| THE EXERCISE |
Repeat, exactly and in full, the lines of the listing below, but without any pictures.

| STORED DATA |
** BEGIN **
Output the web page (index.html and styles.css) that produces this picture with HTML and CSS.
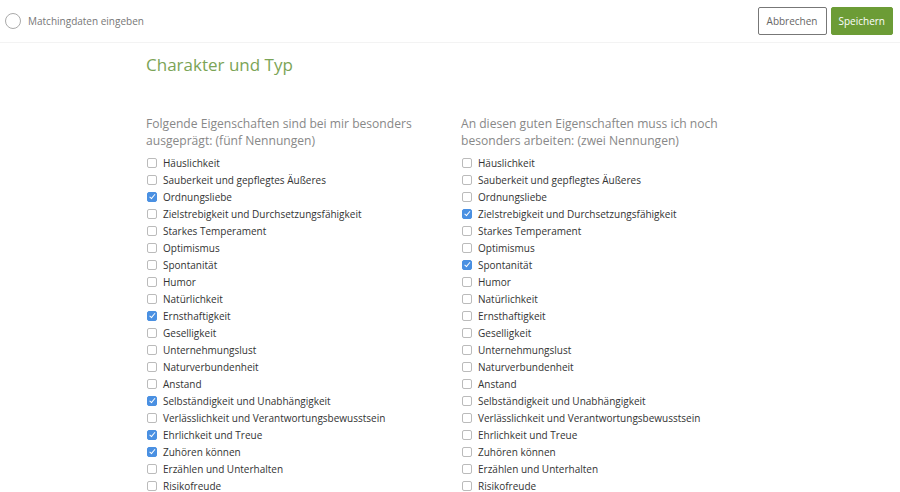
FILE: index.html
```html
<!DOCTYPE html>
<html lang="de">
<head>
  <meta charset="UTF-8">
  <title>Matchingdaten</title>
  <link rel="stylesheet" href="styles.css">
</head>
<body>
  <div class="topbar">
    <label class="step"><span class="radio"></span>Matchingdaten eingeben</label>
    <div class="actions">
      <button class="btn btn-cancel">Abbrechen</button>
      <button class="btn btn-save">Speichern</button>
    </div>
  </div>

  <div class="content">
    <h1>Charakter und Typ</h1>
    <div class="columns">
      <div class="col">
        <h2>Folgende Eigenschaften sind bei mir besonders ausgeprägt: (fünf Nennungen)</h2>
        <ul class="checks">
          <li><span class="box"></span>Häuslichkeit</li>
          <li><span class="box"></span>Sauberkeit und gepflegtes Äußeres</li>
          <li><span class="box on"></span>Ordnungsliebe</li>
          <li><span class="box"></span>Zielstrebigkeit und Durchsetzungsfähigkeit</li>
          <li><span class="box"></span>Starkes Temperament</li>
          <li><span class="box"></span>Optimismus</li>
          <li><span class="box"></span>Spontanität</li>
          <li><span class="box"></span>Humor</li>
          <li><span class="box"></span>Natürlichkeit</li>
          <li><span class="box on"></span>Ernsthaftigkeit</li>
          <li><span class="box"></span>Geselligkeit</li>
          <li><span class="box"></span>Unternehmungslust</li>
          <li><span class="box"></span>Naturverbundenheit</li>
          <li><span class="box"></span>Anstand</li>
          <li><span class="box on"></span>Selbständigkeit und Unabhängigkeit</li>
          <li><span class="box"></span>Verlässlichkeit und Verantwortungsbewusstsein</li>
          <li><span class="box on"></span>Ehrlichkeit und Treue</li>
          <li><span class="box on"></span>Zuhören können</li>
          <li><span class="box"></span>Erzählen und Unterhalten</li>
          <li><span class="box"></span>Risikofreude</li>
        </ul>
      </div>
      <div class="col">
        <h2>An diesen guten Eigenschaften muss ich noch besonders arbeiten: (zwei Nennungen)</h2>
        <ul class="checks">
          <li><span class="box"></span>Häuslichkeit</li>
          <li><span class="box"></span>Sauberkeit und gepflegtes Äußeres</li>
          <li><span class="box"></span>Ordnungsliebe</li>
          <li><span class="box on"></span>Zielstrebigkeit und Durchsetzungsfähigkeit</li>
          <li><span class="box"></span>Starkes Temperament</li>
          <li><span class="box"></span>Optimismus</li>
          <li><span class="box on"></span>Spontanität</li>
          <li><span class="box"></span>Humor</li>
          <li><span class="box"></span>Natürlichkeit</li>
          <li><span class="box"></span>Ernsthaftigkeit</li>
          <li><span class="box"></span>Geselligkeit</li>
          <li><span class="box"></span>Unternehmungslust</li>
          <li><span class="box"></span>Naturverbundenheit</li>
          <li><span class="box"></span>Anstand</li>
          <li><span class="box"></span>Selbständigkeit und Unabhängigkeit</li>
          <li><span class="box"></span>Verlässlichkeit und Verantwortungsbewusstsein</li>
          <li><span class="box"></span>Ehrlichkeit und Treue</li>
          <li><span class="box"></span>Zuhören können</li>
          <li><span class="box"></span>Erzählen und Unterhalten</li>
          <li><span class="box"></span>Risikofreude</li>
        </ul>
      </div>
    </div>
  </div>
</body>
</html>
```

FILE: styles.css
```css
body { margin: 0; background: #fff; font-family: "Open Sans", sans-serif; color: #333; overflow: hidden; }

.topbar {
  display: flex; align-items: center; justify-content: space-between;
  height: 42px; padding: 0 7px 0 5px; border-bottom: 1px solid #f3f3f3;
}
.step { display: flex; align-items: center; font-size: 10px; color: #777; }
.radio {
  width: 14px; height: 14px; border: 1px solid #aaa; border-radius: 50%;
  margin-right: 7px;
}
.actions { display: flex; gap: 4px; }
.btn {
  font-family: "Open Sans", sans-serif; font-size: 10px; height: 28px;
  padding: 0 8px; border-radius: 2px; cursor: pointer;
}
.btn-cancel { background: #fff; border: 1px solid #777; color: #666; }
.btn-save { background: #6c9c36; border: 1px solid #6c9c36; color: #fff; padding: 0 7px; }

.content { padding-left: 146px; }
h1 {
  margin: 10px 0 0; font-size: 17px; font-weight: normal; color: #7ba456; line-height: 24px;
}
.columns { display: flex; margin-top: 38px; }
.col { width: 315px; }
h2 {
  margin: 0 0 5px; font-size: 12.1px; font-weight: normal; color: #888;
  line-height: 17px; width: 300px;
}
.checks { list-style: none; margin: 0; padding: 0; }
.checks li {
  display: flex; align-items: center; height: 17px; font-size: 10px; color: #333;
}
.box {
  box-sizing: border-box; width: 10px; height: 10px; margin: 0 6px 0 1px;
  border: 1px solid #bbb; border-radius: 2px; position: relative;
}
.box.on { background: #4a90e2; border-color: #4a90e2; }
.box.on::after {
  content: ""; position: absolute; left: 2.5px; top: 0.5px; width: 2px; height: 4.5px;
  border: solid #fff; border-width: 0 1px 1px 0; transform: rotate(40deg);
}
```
** END **
| WORKED SOLUTION |
Output the web page (index.html and styles.css) that produces this picture with HTML and CSS.
FILE: index.html
```html
<!DOCTYPE html>
<html lang="de">
<head>
  <meta charset="UTF-8">
  <title>Matchingdaten</title>
  <link rel="stylesheet" href="styles.css">
</head>
<body>
  <div class="topbar">
    <label class="step"><span class="radio"></span>Matchingdaten eingeben</label>
    <div class="actions">
      <button class="btn btn-cancel">Abbrechen</button>
      <button class="btn btn-save">Speichern</button>
    </div>
  </div>

  <div class="content">
    <h1>Charakter und Typ</h1>
    <div class="columns">
      <div class="col">
        <h2>Folgende Eigenschaften sind bei mir besonders ausgeprägt: (fünf Nennungen)</h2>
        <ul class="checks">
          <li><span class="box"></span>Häuslichkeit</li>
          <li><span class="box"></span>Sauberkeit und gepflegtes Äußeres</li>
          <li><span class="box on"></span>Ordnungsliebe</li>
          <li><span class="box"></span>Zielstrebigkeit und Durchsetzungsfähigkeit</li>
          <li><span class="box"></span>Starkes Temperament</li>
          <li><span class="box"></span>Optimismus</li>
          <li><span class="box"></span>Spontanität</li>
          <li><span class="box"></span>Humor</li>
          <li><span class="box"></span>Natürlichkeit</li>
          <li><span class="box on"></span>Ernsthaftigkeit</li>
          <li><span class="box"></span>Geselligkeit</li>
          <li><span class="box"></span>Unternehmungslust</li>
          <li><span class="box"></span>Naturverbundenheit</li>
          <li><span class="box"></span>Anstand</li>
          <li><span class="box on"></span>Selbständigkeit und Unabhängigkeit</li>
          <li><span class="box"></span>Verlässlichkeit und Verantwortungsbewusstsein</li>
          <li><span class="box on"></span>Ehrlichkeit und Treue</li>
          <li><span class="box on"></span>Zuhören können</li>
          <li><span class="box"></span>Erzählen und Unterhalten</li>
          <li><span class="box"></span>Risikofreude</li>
        </ul>
      </div>
      <div class="col">
        <h2>An diesen guten Eigenschaften muss ich noch besonders arbeiten: (zwei Nennungen)</h2>
        <ul class="checks">
          <li><span class="box"></span>Häuslichkeit</li>
          <li><span class="box"></span>Sauberkeit und gepflegtes Äußeres</li>
          <li><span class="box"></span>Ordnungsliebe</li>
          <li><span class="box on"></span>Zielstrebigkeit und Durchsetzungsfähigkeit</li>
          <li><span class="box"></span>Starkes Temperament</li>
          <li><span class="box"></span>Optimismus</li>
          <li><span class="box on"></span>Spontanität</li>
          <li><span class="box"></span>Humor</li>
          <li><span class="box"></span>Natürlichkeit</li>
          <li><span class="box"></span>Ernsthaftigkeit</li>
          <li><span class="box"></span>Geselligkeit</li>
          <li><span class="box"></span>Unternehmungslust</li>
          <li><span class="box"></span>Naturverbundenheit</li>
          <li><span class="box"></span>Anstand</li>
          <li><span class="box"></span>Selbständigkeit und Unabhängigkeit</li>
          <li><span class="box"></span>Verlässlichkeit und Verantwortungsbewusstsein</li>
          <li><span class="box"></span>Ehrlichkeit und Treue</li>
          <li><span class="box"></span>Zuhören können</li>
          <li><span class="box"></span>Erzählen und Unterhalten</li>
          <li><span class="box"></span>Risikofreude</li>
        </ul>
      </div>
    </div>
  </div>
</body>
</html>
```

FILE: styles.css
```css
body { margin: 0; background: #fff; font-family: "Open Sans", sans-serif; color: #333; overflow: hidden; }

.topbar {
  display: flex; align-items: center; justify-content: space-between;
  height: 42px; padding: 0 7px 0 5px; border-bottom: 1px solid #f3f3f3;
}
.step { display: flex; align-items: center; font-size: 10px; color: #777; }
.radio {
  width: 14px; height: 14px; border: 1px solid #aaa; border-radius: 50%;
  margin-right: 7px;
}
.actions { display: flex; gap: 4px; }
.btn {
  font-family: "Open Sans", sans-serif; font-size: 10px; height: 28px;
  padding: 0 8px; border-radius: 2px; cursor: pointer;
}
.btn-cancel { background: #fff; border: 1px solid #777; color: #666; }
.btn-save { background: #6c9c36; border: 1px solid #6c9c36; color: #fff; padding: 0 7px; }

.content { padding-left: 146px; }
h1 {
  margin: 10px 0 0; font-size: 17px; font-weight: normal; color: #7ba456; line-height: 24px;
}
.columns { display: flex; margin-top: 38px; }
.col { width: 315px; }
h2 {
  margin: 0 0 5px; font-size: 12.1px; font-weight: normal; color: #888;
  line-height: 17px; width: 300px;
}
.checks { list-style: none; margin: 0; padding: 0; }
.checks li {
  display: flex; align-items: center; height: 17px; font-size: 10px; color: #333;
}
.box {
  box-sizing: border-box; width: 10px; height: 10px; margin: 0 6px 0 1px;
  border: 1px solid #bbb; border-radius: 2px; position: relative;
}
.box.on { background: #4a90e2; border-color: #4a90e2; }
.box.on::after {
  content: ""; position: absolute; left: 2.5px; top: 0.5px; width: 2px; height: 4.5px;
  border: solid #fff; border-width: 0 1px 1px 0; transform: rotate(40deg);
}
```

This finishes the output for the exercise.